When the World Economic Forum's conference gets under way in the Swiss ski resort today several past stars will be missing from the swirl of policy debates and parties.

News Corp. Chairman Rupert Murdoch is embroiled in a phone hacking scandal. Oswald Gruebel quit as chief executive officer of UBS AG after a $2.3 billion (Dh8.44 billion) loss from unauthorised trading. Philipp Hildebrand left the Swiss National Bank in a furor over his wife's currency transactions. Dominique Strauss-Kahn resigned as International Monetary Fund Managing Director after sexual-assault charges, later dropped, were filed against him.

As "OccupyWEF" protesters build igloos under the eye of Swiss security forces, the leaders of this year's Davos may try to profit from the mistakes of their predecessors by embracing transparency and ethics. Citigroup CEO Vikram Pandit, a co-chairman of the meeting, is calling for the financial industry to be more open amid panel discussions with such titles as "Is 20th-century capitalism failing 21st-century society?"

"Davos Man has taken on the lessons of recent years and is asking how to do things differently," said Richard Edelman, president and chief executive officer of public relations agency Edelman, who is attending the conference. Businesses and policymakers are having to "process accurately the vox populi".

The need for them to do so is demonstrated by Edelman's annual poll on trust, released on Monday in conjunction with the Davos meeting. Trust in government fell a record nine percentage points to 43 per cent, while faith in business slid to 53 per cent from 56 per cent.

Credibility of CEOs

The credibility of CEOs slid 12 points to 38 per cent, the largest drop in nine years, and banks and financial services remained the two least trusted industries. The online survey questioned a total of 30,600 people in at least 25 countries from October 10 to November 30 last year.

"Davos Man is not this caricature of the rich and powerful person," Klaus Schwab, founder of the forum, said in a Bloomberg Television interview on Monday. "Davos Man is a person who, as I define it, should be concerned with the present state of the world and who should be ready to engage and contribute so that the state of the world is improved."

The term "Davos Man" was created by the late Samuel Huntington, a professor at Harvard University in Cambridge, Massachusetts, to describe those who have international visions and view the only use of governments as easing "the elite's global operations".

The 42nd annual meeting of the World Economic Forum embodies the "one per cent," to use the phrase popularised by the young protesters who spent more than eight weeks occupying New York's Zuccotti Park last year.

Among scheduled attendees are bank CEOs such as Pandit and Jamie Dimon of JPMorgan Chase and corporate chiefs Peter Voser of Royal Dutch Shell and Cisco Systems' John Chambers. At least 70 billionaires are to be present, including investor George Soros and Microsoft Corp. founder Bill Gates. They will join about 2,600 other delegates discussing the world outlook by day and touring hotel bars at night.

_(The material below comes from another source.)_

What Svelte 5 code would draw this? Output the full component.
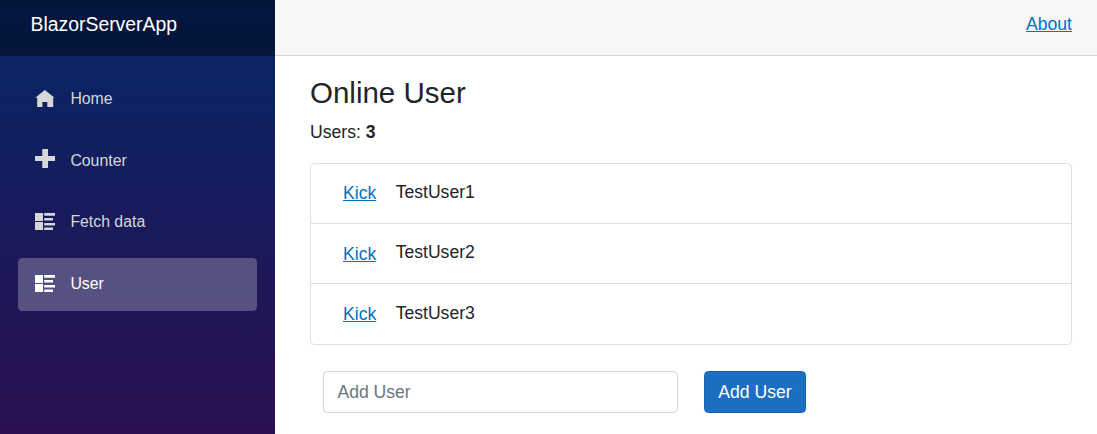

The image of financial, corporate and governmental powers has taken a hit as the "occupy" protests, the Arab Spring uprisings and recent marches in Moscow highlighted rising unemployment and income inequality, said Tina Fordham, senior global political analyst at Citigroup and a member of the forum's Global Agenda Council. It helps shape the forum's work.

There is "a reduced willingness to tolerate the perceived excess of elites and the old social order, and heightened potential for protests to cause disruption, violence and pressure to alter the legislative agenda," she said.